◆ Problem description
Can you pull out each line of the data below that includes the word "this"?
-- START OF Exercise inputs --
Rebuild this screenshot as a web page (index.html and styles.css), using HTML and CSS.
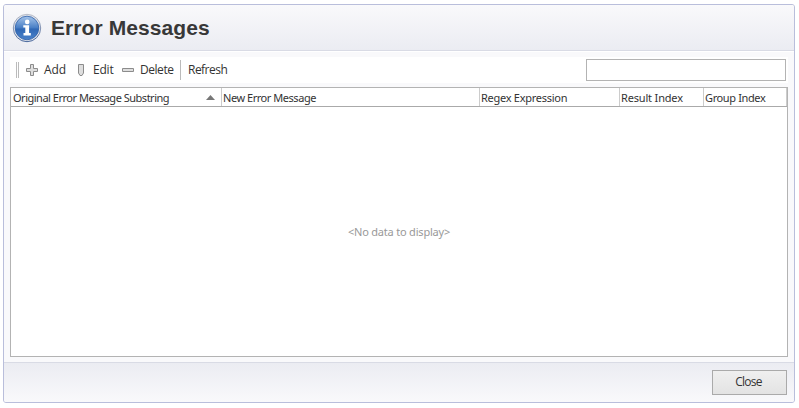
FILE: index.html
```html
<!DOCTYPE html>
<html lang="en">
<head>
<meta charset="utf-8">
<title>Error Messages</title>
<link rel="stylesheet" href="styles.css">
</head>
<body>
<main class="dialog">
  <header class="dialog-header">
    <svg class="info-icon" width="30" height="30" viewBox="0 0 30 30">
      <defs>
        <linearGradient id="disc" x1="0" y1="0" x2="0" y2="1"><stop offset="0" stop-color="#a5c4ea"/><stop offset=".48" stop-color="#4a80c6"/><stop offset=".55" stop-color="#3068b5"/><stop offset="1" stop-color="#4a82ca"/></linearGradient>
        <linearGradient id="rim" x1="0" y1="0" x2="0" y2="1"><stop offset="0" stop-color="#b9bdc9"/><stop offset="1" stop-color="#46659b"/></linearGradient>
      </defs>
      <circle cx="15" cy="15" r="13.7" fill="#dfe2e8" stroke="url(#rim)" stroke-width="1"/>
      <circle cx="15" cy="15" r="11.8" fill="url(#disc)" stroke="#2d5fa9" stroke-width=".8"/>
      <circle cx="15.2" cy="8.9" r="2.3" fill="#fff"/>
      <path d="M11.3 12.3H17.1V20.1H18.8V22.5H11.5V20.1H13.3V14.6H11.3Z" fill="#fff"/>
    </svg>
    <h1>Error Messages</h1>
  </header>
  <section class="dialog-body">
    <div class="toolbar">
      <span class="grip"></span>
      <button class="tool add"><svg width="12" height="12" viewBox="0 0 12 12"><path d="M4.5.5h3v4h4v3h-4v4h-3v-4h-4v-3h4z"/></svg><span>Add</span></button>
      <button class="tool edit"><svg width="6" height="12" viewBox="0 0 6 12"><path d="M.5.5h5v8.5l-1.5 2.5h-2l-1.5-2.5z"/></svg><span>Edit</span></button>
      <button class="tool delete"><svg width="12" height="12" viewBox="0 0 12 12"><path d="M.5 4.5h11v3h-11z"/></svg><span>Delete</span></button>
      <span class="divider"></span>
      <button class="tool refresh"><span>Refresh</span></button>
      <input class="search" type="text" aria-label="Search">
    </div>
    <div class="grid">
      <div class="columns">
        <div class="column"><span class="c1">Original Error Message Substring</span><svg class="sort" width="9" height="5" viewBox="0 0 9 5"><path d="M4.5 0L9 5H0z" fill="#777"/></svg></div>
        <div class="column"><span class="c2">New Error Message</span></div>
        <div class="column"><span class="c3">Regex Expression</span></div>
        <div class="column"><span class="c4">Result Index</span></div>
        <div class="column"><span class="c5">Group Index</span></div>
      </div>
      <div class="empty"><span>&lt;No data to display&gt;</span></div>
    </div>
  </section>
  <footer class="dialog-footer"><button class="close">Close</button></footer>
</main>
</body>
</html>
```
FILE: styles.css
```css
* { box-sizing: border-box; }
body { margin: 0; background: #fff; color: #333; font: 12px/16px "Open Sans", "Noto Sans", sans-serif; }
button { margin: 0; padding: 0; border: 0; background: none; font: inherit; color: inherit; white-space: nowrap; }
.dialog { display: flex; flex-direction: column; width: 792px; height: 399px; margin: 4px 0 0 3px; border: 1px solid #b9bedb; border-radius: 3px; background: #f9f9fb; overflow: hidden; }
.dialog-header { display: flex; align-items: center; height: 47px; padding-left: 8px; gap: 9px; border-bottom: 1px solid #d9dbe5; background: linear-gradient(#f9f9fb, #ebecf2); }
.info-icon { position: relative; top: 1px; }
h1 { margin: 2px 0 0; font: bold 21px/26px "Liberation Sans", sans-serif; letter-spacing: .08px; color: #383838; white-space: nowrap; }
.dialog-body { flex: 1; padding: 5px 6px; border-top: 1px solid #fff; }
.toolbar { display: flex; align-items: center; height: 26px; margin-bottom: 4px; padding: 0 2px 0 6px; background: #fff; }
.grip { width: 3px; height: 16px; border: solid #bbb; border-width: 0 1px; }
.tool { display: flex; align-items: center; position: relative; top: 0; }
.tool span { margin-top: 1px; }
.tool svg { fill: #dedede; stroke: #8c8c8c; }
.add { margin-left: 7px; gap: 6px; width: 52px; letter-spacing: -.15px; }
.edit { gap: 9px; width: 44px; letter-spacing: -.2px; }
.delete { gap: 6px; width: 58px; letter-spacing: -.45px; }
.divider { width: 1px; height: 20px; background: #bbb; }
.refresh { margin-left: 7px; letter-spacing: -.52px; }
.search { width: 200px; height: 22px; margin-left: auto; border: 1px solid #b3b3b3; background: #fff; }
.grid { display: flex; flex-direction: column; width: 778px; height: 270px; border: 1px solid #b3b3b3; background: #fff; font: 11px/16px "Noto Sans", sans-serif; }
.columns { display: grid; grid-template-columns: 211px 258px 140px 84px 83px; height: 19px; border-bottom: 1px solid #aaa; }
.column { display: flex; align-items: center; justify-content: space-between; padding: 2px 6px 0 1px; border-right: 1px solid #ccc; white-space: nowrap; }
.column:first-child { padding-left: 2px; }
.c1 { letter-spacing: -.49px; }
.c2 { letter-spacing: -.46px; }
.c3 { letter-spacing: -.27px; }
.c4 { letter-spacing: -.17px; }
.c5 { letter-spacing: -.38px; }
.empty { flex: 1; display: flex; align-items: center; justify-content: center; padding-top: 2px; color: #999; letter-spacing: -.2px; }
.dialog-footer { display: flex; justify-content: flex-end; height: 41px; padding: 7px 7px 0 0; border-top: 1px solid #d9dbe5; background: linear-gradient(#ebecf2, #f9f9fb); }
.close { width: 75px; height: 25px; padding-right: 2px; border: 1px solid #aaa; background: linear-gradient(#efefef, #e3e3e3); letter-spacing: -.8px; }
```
-- END OF Exercise inputs --
-- START OF Exercise inputs --
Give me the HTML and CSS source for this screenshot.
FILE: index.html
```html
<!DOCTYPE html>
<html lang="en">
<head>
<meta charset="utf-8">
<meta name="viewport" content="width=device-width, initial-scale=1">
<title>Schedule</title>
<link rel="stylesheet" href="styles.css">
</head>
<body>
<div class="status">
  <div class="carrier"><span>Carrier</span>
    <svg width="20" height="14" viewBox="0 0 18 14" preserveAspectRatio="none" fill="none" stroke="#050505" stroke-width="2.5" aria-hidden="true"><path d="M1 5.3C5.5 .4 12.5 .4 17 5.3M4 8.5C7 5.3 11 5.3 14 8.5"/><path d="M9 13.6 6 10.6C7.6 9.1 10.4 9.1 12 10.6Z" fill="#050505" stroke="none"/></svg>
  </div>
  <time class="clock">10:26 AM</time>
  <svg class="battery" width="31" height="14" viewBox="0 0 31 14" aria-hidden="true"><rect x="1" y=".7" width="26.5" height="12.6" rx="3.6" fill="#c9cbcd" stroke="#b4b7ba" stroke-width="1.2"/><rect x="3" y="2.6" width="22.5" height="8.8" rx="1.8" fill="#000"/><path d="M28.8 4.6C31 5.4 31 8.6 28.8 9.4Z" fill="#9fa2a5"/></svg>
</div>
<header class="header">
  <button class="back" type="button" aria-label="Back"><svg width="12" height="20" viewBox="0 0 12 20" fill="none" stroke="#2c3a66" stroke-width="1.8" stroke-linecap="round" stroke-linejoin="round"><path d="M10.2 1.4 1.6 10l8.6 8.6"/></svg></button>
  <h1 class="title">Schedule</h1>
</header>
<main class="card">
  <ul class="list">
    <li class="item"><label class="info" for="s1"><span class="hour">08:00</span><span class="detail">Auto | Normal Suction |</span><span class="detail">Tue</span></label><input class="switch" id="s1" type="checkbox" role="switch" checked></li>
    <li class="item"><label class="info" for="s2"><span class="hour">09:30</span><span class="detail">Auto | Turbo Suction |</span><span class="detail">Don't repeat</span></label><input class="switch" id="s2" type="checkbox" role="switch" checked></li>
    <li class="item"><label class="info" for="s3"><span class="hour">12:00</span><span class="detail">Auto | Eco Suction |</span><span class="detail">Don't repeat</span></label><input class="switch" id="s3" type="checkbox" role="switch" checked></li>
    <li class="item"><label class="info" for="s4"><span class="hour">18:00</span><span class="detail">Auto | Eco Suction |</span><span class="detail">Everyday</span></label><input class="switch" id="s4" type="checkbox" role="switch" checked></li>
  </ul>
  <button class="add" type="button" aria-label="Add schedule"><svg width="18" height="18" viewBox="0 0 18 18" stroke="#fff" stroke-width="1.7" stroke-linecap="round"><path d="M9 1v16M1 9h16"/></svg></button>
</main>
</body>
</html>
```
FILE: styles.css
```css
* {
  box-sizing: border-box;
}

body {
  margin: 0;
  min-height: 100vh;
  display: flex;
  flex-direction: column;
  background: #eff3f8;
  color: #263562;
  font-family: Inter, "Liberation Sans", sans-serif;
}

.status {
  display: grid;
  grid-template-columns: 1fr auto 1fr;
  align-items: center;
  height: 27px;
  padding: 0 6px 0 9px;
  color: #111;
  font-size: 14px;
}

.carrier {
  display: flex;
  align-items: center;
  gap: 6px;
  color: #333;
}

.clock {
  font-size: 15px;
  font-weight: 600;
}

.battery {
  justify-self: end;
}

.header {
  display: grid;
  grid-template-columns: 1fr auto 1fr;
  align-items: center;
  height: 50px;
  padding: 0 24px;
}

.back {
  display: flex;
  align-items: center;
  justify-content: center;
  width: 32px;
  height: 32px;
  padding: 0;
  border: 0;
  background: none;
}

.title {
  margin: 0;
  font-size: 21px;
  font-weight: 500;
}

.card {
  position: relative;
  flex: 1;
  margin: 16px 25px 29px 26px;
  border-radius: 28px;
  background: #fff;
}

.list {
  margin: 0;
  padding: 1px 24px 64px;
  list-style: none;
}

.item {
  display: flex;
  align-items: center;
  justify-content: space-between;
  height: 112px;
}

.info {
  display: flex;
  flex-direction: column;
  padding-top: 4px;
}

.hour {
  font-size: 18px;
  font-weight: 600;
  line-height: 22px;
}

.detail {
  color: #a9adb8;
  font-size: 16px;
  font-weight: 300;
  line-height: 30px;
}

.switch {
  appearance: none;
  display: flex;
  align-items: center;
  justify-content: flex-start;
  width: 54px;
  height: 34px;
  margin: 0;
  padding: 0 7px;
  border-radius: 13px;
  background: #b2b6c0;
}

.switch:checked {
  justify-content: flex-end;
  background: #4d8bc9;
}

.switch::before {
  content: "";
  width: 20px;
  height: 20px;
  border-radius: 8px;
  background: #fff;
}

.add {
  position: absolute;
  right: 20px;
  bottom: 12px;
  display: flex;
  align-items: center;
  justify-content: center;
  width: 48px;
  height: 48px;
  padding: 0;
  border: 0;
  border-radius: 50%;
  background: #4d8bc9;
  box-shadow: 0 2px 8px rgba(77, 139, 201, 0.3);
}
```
-- END OF Exercise inputs --
-- START OF Exercise inputs --
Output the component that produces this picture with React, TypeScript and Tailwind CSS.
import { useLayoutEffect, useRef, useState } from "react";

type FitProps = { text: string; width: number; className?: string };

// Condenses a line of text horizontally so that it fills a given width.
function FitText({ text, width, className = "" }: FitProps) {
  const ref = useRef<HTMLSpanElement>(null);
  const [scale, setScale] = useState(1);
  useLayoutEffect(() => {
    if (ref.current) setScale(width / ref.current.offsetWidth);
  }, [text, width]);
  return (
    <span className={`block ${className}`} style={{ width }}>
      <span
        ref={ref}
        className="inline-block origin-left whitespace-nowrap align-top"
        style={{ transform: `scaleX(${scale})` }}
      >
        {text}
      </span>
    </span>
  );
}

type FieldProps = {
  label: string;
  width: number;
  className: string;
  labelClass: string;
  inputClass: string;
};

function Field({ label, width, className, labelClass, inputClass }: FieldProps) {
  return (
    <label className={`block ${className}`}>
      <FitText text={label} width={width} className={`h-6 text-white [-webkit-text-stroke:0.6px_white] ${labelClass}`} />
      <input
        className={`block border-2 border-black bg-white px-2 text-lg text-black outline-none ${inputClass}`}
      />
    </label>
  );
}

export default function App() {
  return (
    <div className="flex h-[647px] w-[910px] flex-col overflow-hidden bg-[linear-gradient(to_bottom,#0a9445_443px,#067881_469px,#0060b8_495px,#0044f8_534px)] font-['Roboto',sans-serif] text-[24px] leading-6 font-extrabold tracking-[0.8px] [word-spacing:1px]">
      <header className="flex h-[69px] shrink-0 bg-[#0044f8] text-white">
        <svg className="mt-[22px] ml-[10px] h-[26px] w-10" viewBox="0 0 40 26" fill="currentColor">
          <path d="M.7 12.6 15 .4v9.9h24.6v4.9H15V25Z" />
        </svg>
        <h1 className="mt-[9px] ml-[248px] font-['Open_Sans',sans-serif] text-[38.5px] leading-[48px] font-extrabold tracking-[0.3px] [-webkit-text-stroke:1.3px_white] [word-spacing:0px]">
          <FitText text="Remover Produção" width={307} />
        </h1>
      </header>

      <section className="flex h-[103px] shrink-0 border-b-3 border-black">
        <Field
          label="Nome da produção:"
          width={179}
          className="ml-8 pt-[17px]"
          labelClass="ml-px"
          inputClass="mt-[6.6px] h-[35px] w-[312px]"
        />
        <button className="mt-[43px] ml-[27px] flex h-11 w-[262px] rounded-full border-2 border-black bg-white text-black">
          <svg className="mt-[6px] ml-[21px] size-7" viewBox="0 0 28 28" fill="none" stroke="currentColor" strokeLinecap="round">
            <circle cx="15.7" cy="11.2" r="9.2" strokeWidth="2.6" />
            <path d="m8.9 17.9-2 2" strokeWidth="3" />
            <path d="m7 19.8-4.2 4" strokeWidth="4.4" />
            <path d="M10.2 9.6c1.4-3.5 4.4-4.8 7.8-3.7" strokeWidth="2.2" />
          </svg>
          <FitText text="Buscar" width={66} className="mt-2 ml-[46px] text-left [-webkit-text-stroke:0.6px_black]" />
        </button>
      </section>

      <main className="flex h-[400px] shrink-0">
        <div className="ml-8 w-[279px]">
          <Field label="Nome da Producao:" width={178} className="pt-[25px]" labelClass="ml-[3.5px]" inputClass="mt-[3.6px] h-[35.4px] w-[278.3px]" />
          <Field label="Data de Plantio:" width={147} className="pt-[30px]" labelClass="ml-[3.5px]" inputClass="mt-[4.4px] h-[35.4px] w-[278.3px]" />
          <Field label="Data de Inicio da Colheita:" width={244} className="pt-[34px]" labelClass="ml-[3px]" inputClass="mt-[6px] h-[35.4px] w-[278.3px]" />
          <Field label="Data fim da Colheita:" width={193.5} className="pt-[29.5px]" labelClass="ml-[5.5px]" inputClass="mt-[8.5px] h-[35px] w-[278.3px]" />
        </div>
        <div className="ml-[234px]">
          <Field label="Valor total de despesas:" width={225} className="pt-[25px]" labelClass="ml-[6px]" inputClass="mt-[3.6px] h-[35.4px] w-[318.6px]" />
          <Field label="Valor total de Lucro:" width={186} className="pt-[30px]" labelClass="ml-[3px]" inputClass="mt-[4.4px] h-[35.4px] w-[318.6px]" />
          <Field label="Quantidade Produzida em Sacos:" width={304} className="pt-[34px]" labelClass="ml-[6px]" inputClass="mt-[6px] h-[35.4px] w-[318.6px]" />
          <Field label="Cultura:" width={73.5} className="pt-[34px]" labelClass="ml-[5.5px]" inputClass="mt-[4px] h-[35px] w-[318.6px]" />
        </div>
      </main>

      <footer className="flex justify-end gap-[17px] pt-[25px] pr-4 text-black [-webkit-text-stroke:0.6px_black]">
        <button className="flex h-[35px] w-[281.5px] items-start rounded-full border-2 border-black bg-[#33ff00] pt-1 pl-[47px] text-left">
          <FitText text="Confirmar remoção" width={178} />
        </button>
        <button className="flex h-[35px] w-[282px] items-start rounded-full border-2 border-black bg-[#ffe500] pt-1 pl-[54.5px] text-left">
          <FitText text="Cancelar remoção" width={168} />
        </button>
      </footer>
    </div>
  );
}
-- END OF Exercise inputs --
◆ Solution
Rebuild this screenshot as a web page (index.html and styles.css), using HTML and CSS.
Give me the HTML and CSS source for this screenshot.
Output the component that produces this picture with React, TypeScript and Tailwind CSS.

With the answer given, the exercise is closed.